7 Memorable Meals in Tokyo by Midori Ng

Walking the streets of Tokyo, I realized you can go just about anywhere and the food would be delicious. This past summer was my first trip to Japan and I was extremely impressed by the cleanliness, efficiency, and most of all - the food. Alongside the variety of food in Japan, every meal seemed to be treated as a unique experience. Enjoy below my seven most memorable meals in Tokyo. (P.S. Kyoto post coming soon!!)

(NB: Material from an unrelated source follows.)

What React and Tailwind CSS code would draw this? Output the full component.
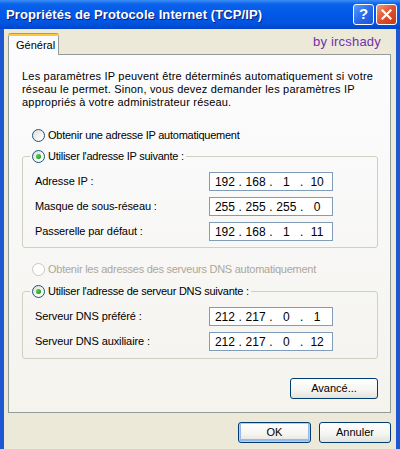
import React from "react";

/* ------------------------------------------------------------------ */
/*  @ Small XP-style pieces
/* ------------------------------------------------------------------ */
const Radio = ({ checked, disabled, label }) => {
  return (
    <span className="flex items-center h-[13px]">
      <span
        className={`relative flex items-center justify-center w-[13px] h-[13px] rounded-full border ${
          disabled
            ? "border-[#CAC8BB] bg-white"
            : "border-[#1C5180] bg-[linear-gradient(135deg,#DCDCD7_0%,#F6F6F4_60%,#FFFFFF_100%)]"
        }`}
      >
        {checked && (
          <span className="w-[5px] h-[5px] rounded-full bg-[radial-gradient(circle_at_35%_35%,#55D551_0%,#21A121_70%,#1A8A1A_100%)]" />
        )}
      </span>
      <span
        className={`ml-[3px] leading-[13px] tracking-[-0.25px] ${
          disabled ? "text-[#ACA899]" : "text-black"
        }`}
      >
        {label}
      </span>
    </span>
  );
};

const IpBox = ({ parts }) => {
  return (
    <div className="flex items-center w-[124px] h-[19px] border border-[#7F9DB9] bg-white px-[3px] text-[12px]">
      {parts.map((p, i) => (
        <React.Fragment key={i}>
          {i > 0 && <span className="w-[7px] text-center">.</span>}
          <span className="w-[24px] text-center">{p}</span>
        </React.Fragment>
      ))}
    </div>
  );
};

const Row = ({ label, parts }) => {
  return (
    <div className="flex items-center h-[19px] pl-[5px]">
      <span className="w-[174px] tracking-[-0.1px]">{label}</span>
      <IpBox parts={parts} />
    </div>
  );
};

const XpButton = ({ children, def, width }) => {
  return (
    <button
      className={`${width} h-[21px] rounded-[3px] border border-[#003C74] bg-[linear-gradient(to_bottom,#FFFFFF_0%,#F4F4F0_60%,#E3E2DA_100%)] text-[11px] text-black flex items-center justify-center ${
        def ? "shadow-[inset_0_0_0_1px_#B3CFF3,inset_0_-1px_0_2px_#98B8EA]" : ""
      }`}
    >
      {children}
    </button>
  );
};

/* ------------------------------------------------------------------ */
/*  @ Dialog
/* ------------------------------------------------------------------ */
export default function App() {
  return (
    <div className="w-[400px] h-[449px] flex flex-col overflow-hidden [font-family:'Liberation_Sans',Arial,sans-serif] text-[11px] text-black">
      {/* title bar */}
      <div className="h-[29px] flex items-center pl-[6px] pr-[3px] bg-[linear-gradient(to_bottom,#3D8EF6_0%,#0A62EA_14%,#0058E6_50%,#0054E0_80%,#0046C9_100%)]">
        <span className="flex-1 text-white font-bold text-[13px] tracking-[0.1px] [text-shadow:1px_1px_0_#0A1E7A]">
          Propriétés de Protocole Internet (TCP/IP)
        </span>
        <span className="w-[21px] h-[21px] rounded-[3px] border border-white flex items-center justify-center bg-[linear-gradient(135deg,#5D9BFC_0%,#2A6BEA_50%,#1A55D8_100%)] text-white font-bold text-[15px]">
          ?
        </span>
        <span className="ml-[2px] w-[21px] h-[21px] rounded-[3px] border border-white flex items-center justify-center bg-[linear-gradient(135deg,#F09B7C_0%,#E0502E_50%,#C43A18_100%)]">
          <svg width="11" height="11" viewBox="0 0 11 11">
            <path d="M1.5 1.5 L9.5 9.5 M9.5 1.5 L1.5 9.5" stroke="white" strokeWidth="2.2" strokeLinecap="square" />
          </svg>
        </span>
      </div>

      {/* body */}
      <div className="flex-1 flex flex-col bg-[#ECE9D8] border-x-[4px] border-[#1D58D2] pt-[4px] pl-[4px] pr-[5px]">
        {/* tabs */}
        <div className="flex items-end justify-between h-[21px]">
          <div className="relative z-10 -mb-px w-[51px] h-[22px] rounded-t-[3px] border-x border-[#919B9C] bg-[#FCFCFE] flex flex-col">
            <div className="h-[3px] rounded-t-[3px] bg-[linear-gradient(to_bottom,#E68B2C_0%,#E68B2C_33%,#FFC73C_34%,#FFC73C_100%)] -mx-px" />
            <span className="pl-[7px] pt-[3px] leading-[13px]">Général</span>
          </div>
          <span className="text-[13px] text-[#7030B0] pr-[10px] pb-[3px] tracking-[0.2px]">
            by ircshady
          </span>
        </div>

        {/* tab page */}
        <div className="h-[359px] border border-[#919B9C] bg-[linear-gradient(to_bottom,#FCFCFE_0%,#F4F3EE_100%)] pt-[15px] pl-[13px] pr-[12px] flex flex-col">
          <p className="leading-[13px] tracking-[0.2px]">
            Les paramètres IP peuvent être déterminés automatiquement si votre
            <br />
            réseau le permet. Sinon, vous devez demander les paramètres IP
            <br />
            appropriés à votre administrateur réseau.
          </p>

          <div className="mt-[20px] pl-[10px]">
            <Radio label="Obtenir une adresse IP automatiquement" />
          </div>

          <fieldset className="mt-[8px] border border-[#D0D0BF] rounded-[3px] px-[7px] pb-[6px]">
            <legend className="px-[2px]">
              <Radio checked label="Utiliser l'adresse IP suivante :" />
            </legend>
            <div className="flex flex-col gap-[6px] mt-[9px]">
              <Row label="Adresse IP :" parts={["192", "168", "1", "10"]} />
              <Row label="Masque de sous-réseau :" parts={["255", "255", "255", "0"]} />
              <Row label="Passerelle par défaut :" parts={["192", "168", "1", "11"]} />
            </div>
          </fieldset>

          <div className="mt-[15px] pl-[10px]">
            <Radio disabled label="Obtenir les adresses des serveurs DNS automatiquement" />
          </div>

          <fieldset className="mt-[9px] border border-[#D0D0BF] rounded-[3px] px-[7px] pb-[7px]">
            <legend className="px-[2px]">
              <Radio checked label="Utiliser l'adresse de serveur DNS suivante :" />
            </legend>
            <div className="flex flex-col gap-[6px] mt-[9px]">
              <Row label="Serveur DNS préféré :" parts={["212", "217", "0", "1"]} />
              <Row label="Serveur DNS auxiliaire :" parts={["212", "217", "0", "12"]} />
            </div>
          </fieldset>

          <div className="mt-[19px] flex justify-end">
            <XpButton width="w-[88px]">Avancé...</XpButton>
          </div>
        </div>

        {/* buttons */}
        <div className="mt-[9px] flex justify-end gap-[8px]">
          <XpButton def width="w-[73px]">OK</XpButton>
          <XpButton width="w-[72px]">Annuler</XpButton>
        </div>
      </div>
    </div>
  );
}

I can only count a handful of baked goods that I can classify as “life-changing” but BAKE was hands-down one of them. There are a variety of locations around Asia but I stumbled upon the small window stall in the Shinjuku station. They only serve one pastry - a warm, golden cheese tart. The cheese mousse is the filling for the mini pie crust and is AMAZING. My only regret from the trip was not buying an entire box of these to freeze.


The Tsukiji Fish Market is fun to sample different dried fish and seaweed, but it’s also worth trying some sashimi while you’re there! Tsukiji is said to have the freshest and best tuna in the world. I stopped by a restaurant outside of the fish market called Kiyomura which had Chirashi bowls for under $20. It was some of the best tuna, salmon, and sweet egg I’ve ever had. 

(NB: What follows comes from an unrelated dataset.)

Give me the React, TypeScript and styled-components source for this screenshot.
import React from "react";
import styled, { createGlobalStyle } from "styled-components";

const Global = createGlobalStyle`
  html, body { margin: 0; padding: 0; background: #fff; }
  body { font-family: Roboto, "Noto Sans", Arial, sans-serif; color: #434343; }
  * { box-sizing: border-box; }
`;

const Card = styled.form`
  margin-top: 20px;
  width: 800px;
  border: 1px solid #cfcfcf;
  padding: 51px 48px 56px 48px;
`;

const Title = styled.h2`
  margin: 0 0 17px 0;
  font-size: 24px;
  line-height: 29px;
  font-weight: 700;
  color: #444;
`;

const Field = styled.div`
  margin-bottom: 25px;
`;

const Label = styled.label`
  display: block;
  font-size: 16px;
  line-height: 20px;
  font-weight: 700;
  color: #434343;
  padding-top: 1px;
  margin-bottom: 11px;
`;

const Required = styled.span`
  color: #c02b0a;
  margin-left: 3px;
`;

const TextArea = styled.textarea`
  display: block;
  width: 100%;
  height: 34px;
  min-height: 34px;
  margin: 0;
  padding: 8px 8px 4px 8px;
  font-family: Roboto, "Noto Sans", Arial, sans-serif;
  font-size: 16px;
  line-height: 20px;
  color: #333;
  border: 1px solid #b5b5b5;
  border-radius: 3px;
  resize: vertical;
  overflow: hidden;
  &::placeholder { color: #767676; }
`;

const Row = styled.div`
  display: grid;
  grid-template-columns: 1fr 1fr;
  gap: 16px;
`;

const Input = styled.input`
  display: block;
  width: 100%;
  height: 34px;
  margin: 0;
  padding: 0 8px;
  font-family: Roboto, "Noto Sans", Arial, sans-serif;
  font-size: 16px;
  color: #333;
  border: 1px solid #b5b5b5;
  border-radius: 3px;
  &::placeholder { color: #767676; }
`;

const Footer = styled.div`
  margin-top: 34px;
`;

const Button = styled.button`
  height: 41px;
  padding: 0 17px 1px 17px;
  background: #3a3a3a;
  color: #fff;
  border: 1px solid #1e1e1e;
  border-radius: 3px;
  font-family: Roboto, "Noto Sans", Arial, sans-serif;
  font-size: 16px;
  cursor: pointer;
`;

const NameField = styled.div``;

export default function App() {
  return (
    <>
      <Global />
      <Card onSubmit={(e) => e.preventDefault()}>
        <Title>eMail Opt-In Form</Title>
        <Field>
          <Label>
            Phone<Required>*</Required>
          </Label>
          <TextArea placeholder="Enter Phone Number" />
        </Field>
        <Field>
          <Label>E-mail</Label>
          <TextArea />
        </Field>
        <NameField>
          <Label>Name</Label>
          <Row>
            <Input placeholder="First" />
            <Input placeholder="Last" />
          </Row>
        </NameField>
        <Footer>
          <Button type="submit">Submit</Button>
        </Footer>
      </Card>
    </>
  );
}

At Tonki they serve three variations of pork cutlet which is then deep-fried in panko breading. The seating overlooks the open kitchen where all your food is being prepared (see above!). It may take 30 minutes or so get your meal but it’s entertaining to watch the chefs prepare all the meals with such great attention to detail. The experience begins with hot towel before eating and served hot tea. With your meal, you're given unlimited cabbage, rice, miso soup, mustard, and tonkatsu sauce. This was for sure my favorite meal in Tokyo, and probably one of my favorite meals ever.

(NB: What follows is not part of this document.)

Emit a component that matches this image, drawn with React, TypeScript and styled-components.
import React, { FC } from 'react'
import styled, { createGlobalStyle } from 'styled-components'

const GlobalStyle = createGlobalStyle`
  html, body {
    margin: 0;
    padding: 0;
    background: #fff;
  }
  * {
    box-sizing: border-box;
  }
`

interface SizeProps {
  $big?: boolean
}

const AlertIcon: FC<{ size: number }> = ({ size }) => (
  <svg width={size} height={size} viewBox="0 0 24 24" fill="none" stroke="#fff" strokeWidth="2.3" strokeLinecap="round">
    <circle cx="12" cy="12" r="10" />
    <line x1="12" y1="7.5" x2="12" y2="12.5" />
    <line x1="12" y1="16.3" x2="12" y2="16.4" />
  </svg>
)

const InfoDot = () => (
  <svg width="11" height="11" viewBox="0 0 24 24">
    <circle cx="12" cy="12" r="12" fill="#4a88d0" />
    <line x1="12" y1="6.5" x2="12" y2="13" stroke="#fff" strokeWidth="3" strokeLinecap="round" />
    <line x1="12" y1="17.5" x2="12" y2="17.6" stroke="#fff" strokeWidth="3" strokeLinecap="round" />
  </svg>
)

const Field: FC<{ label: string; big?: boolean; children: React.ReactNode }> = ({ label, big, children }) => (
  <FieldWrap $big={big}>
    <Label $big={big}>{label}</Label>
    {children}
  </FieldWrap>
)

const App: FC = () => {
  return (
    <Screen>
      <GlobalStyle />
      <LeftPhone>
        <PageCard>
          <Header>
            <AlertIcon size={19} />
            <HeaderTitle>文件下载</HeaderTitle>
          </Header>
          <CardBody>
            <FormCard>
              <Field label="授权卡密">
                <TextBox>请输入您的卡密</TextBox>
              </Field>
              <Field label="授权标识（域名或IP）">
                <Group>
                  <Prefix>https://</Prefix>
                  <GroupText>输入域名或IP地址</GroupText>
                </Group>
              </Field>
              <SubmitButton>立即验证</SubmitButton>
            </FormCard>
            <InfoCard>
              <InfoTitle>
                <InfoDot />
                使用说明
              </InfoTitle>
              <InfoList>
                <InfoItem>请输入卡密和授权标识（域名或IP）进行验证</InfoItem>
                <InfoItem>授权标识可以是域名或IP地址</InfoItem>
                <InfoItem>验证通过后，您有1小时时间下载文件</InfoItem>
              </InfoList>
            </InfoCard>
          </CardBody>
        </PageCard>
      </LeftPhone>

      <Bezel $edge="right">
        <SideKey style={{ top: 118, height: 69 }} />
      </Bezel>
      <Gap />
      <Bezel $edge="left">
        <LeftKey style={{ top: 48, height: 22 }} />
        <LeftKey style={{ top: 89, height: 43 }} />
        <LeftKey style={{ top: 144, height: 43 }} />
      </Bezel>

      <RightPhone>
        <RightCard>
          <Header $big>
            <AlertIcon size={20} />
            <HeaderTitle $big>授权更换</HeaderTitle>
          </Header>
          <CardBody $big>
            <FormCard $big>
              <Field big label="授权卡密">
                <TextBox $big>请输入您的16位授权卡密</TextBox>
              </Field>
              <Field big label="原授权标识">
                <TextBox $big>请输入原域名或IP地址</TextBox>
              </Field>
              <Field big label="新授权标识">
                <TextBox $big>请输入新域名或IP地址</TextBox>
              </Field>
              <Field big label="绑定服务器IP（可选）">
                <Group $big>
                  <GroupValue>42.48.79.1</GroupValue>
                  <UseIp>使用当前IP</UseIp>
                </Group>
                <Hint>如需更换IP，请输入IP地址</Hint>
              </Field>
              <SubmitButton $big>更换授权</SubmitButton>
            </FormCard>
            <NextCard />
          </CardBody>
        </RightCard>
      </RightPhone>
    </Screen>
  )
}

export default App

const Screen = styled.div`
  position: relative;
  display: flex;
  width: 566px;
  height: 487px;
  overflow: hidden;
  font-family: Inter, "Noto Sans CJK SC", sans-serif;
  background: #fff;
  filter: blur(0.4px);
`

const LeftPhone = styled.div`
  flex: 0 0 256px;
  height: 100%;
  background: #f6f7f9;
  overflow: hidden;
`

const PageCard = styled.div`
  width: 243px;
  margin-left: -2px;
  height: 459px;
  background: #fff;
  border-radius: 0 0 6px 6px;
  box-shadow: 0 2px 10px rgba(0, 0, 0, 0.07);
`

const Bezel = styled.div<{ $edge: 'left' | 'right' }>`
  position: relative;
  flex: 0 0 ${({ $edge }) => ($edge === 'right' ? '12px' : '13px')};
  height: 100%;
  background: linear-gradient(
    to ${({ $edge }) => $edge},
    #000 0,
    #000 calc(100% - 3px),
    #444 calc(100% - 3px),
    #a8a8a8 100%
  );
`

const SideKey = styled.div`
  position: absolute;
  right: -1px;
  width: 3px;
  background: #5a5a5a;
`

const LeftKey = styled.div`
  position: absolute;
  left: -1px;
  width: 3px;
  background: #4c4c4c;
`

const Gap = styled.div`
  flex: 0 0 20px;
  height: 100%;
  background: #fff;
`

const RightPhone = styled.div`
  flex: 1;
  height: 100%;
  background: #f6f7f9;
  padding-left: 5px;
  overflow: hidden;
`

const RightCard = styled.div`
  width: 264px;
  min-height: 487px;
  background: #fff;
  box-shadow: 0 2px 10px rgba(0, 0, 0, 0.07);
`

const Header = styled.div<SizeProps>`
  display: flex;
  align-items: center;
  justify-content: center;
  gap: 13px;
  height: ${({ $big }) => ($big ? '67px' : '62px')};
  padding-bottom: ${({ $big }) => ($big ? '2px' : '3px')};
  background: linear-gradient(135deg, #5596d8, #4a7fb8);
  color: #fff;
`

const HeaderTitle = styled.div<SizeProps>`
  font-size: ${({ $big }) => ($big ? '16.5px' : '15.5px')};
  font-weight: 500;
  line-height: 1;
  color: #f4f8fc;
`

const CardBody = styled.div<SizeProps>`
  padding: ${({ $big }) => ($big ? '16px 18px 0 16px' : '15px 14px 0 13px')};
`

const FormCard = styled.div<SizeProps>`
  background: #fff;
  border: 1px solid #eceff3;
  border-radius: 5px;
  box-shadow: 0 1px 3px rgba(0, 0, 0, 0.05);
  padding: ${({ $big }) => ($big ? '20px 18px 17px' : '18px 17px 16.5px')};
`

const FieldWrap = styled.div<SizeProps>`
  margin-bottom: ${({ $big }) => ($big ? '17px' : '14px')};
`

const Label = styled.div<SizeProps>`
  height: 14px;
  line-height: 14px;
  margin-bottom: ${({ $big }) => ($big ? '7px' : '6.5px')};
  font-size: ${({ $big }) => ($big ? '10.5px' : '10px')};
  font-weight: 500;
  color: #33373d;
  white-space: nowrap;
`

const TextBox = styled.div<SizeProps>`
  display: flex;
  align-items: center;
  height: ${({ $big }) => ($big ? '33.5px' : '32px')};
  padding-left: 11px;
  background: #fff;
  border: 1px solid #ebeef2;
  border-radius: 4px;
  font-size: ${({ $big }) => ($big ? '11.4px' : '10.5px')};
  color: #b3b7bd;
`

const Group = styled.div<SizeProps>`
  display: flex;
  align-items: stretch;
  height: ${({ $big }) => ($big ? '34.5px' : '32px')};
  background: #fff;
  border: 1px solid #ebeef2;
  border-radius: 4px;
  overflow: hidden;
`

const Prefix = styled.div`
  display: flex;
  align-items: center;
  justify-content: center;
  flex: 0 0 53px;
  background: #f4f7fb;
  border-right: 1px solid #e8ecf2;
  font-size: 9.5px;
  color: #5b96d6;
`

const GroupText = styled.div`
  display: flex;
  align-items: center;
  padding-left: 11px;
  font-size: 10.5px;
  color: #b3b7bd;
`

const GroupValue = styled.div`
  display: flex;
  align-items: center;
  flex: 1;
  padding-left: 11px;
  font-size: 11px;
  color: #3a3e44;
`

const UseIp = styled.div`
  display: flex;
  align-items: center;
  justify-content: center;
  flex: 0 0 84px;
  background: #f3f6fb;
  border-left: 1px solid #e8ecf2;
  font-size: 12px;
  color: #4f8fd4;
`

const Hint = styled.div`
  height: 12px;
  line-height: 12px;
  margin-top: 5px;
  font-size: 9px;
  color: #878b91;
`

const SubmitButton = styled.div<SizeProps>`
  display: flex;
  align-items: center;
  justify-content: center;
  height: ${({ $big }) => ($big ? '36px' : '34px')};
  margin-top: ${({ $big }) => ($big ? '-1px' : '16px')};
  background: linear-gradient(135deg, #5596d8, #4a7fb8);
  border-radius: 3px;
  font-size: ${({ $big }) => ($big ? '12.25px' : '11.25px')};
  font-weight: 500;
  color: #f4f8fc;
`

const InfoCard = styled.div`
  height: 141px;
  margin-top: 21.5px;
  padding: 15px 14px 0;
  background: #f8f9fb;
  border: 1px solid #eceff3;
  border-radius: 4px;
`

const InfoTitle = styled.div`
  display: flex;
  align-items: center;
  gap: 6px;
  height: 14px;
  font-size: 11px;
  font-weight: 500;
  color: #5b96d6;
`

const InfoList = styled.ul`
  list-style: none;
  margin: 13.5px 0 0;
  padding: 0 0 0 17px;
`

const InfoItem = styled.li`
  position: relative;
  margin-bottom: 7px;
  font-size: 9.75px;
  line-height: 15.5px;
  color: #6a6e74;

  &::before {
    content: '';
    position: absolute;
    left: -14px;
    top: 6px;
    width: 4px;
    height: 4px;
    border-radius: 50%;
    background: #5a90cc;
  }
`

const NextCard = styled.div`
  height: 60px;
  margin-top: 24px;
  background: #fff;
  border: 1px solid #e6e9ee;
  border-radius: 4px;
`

Surprisingly train stations in Tokyo have some of the yummiest foods in all of the city (i.e. the famous Jiro Ono’s sushi is located in a train station). If you want to opt for a different experience than a typical sit-down restaurant, grab an ekiben which is essentially a bento box filled with different Japanese food staples. The packaging on the boxes are beautiful and the intricacy of how the box is laid out is a piece of art.


This is less about the food because you can get Starbucks anywhere (although if you want a milk tea or green tea inspired drink/food try it out here!), but this is one of the most iconic Starbucks in the world. The view of Shibuya Crossing is pretty prime to watch over a cup of coffee.


Toriki is located in an unsuspecting alley, but don’t be fooled. It’s a michelin-star restaurant and has been frequented by Anthony Bourdain! They serve yakitori which is all different parts of the chicken, all at a very reasonable price. I think our total for 2 people was $50. Also, a must-try menu item is the friend chicken skin! Yumm. 


A little more obscure, but I loved going to the Hokokuji temple and drinking fresh matcha tea. Before you walk into the bamboo garden, there is a sitting area where you are given a small wooden cup filled with matcha tea and two sweet dissolvable candies. Spin the cup of tea twice to shake up the matcha before you drink it, take a sip, then eat one candy. The bittersweet contrast is what makes the matcha super tasty!


I forgot to take photos at these two places near Shibuya station but Genki Sushi and Ichiran are unlike any restaurant I’ve been to in the United States. Genki looks like an ordinary conveyer belt sushi restaurant. The difference is your seat has a corresponding tablet where you order food and it comes wizzing down the conveyor belt without stopping in front of any other customers. At Ichiran, you order ramen from a vending machine. Food is considered "fast food", but the experience is worth it.